### RECORDED INFORMATION
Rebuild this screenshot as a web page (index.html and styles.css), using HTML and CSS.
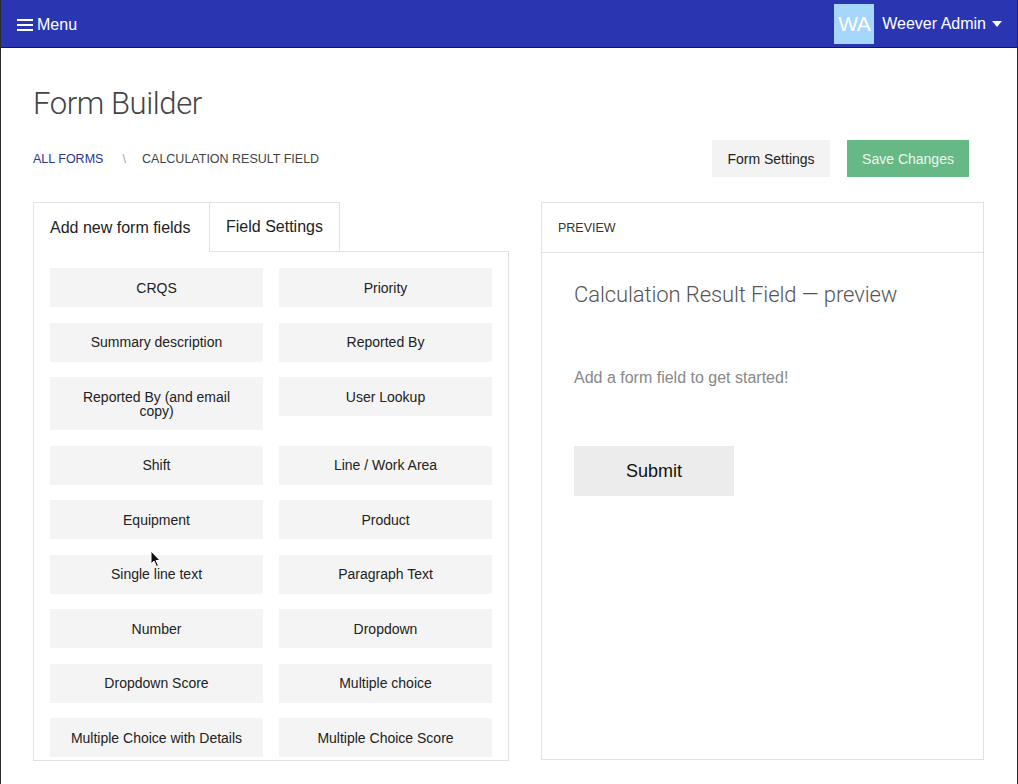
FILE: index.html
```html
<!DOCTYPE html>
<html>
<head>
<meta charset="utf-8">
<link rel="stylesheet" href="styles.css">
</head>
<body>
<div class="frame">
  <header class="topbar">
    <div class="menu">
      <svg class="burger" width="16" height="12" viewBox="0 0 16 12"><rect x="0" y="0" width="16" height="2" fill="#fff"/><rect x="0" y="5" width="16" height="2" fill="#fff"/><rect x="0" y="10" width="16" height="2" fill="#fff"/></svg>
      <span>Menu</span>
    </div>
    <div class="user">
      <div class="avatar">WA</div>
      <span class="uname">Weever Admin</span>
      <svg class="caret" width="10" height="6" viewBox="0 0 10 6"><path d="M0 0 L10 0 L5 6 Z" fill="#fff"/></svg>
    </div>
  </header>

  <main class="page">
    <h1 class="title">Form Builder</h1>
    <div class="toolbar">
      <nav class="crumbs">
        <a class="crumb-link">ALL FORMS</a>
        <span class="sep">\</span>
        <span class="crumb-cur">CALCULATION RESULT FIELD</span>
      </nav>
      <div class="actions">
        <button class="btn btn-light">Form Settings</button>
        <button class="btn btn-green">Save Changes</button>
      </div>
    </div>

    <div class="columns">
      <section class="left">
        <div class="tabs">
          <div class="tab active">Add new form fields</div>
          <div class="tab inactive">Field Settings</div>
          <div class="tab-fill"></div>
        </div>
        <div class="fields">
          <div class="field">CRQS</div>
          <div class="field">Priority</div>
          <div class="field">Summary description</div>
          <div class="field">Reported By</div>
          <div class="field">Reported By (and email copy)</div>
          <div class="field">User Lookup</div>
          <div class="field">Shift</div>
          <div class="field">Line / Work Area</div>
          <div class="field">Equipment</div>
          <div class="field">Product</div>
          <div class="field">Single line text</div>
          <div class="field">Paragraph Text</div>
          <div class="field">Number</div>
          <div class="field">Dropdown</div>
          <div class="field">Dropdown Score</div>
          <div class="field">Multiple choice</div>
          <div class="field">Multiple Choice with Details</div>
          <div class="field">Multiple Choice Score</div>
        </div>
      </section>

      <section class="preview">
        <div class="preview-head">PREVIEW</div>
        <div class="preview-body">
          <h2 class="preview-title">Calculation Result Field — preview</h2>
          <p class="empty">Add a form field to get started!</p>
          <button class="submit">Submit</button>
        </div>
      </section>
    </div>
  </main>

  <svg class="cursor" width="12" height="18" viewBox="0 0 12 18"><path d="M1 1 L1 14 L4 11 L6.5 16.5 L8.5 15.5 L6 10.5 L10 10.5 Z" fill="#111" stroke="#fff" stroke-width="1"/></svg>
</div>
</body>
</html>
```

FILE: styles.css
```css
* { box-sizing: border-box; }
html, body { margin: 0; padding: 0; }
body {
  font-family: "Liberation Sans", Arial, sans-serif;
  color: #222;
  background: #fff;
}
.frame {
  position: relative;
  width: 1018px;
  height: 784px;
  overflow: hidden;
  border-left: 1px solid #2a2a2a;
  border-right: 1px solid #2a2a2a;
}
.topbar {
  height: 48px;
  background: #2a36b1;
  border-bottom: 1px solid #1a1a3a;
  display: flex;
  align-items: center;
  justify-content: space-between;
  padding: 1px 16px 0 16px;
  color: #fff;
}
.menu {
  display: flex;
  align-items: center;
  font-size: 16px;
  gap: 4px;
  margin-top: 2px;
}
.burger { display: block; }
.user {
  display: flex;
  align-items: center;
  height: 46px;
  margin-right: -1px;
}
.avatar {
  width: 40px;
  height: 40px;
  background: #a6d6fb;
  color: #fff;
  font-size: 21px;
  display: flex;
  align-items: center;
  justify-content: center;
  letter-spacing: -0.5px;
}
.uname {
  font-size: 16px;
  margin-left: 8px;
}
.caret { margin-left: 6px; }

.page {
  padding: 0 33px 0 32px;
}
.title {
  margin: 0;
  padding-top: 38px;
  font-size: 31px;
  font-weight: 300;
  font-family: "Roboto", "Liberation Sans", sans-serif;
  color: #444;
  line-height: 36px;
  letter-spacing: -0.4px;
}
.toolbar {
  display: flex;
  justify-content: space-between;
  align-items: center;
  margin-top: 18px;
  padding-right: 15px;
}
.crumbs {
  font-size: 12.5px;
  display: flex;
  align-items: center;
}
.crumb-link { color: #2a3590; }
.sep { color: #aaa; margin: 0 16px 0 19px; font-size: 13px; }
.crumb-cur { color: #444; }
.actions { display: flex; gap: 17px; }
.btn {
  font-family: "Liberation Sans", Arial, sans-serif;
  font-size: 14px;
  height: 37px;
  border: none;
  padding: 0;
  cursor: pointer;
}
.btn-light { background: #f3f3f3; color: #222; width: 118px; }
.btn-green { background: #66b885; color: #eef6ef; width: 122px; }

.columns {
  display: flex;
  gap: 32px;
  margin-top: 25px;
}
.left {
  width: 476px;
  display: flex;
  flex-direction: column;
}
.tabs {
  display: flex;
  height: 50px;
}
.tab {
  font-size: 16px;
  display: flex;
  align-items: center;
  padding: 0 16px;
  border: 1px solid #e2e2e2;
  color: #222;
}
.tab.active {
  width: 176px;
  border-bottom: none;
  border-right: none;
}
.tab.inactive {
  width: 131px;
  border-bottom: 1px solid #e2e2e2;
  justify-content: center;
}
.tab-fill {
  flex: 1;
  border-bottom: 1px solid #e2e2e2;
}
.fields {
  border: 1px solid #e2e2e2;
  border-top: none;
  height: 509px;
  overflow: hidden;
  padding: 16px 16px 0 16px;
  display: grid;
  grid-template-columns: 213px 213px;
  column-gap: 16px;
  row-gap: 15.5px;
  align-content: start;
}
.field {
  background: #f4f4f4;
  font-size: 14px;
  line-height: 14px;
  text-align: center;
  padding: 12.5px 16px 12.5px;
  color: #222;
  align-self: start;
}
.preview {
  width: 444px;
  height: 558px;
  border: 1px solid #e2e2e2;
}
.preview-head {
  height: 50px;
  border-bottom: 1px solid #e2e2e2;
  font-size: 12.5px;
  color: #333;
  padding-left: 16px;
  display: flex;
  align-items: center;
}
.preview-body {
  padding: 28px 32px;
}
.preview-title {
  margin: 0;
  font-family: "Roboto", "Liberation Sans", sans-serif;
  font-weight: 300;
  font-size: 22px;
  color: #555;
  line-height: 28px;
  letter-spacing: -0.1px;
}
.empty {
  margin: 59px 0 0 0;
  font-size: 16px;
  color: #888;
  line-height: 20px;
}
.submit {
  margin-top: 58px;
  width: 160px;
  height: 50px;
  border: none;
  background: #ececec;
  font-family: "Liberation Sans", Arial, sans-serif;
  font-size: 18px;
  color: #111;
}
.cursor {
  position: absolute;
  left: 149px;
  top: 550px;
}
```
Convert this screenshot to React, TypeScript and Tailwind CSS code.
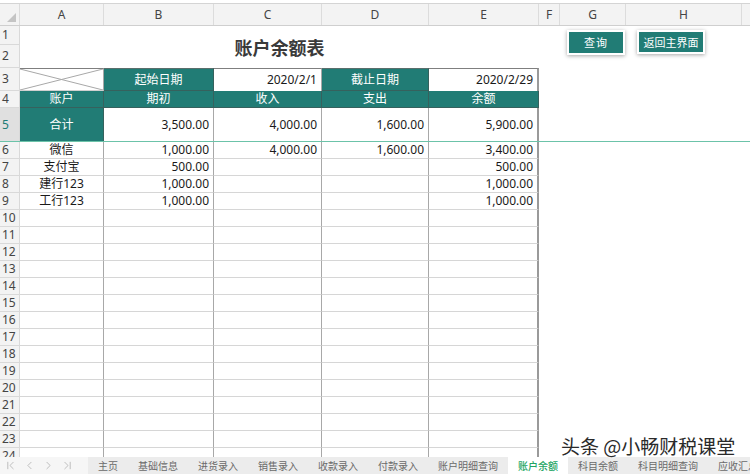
######
> TASK DESCRIPTION:
Scan the listing above. Collect all lines with the word "screenshot".

> WORKED SOLUTION:
Rebuild this screenshot as a web page (index.html and styles.css), using HTML and CSS.
Convert this screenshot to React, TypeScript and Tailwind CSS code.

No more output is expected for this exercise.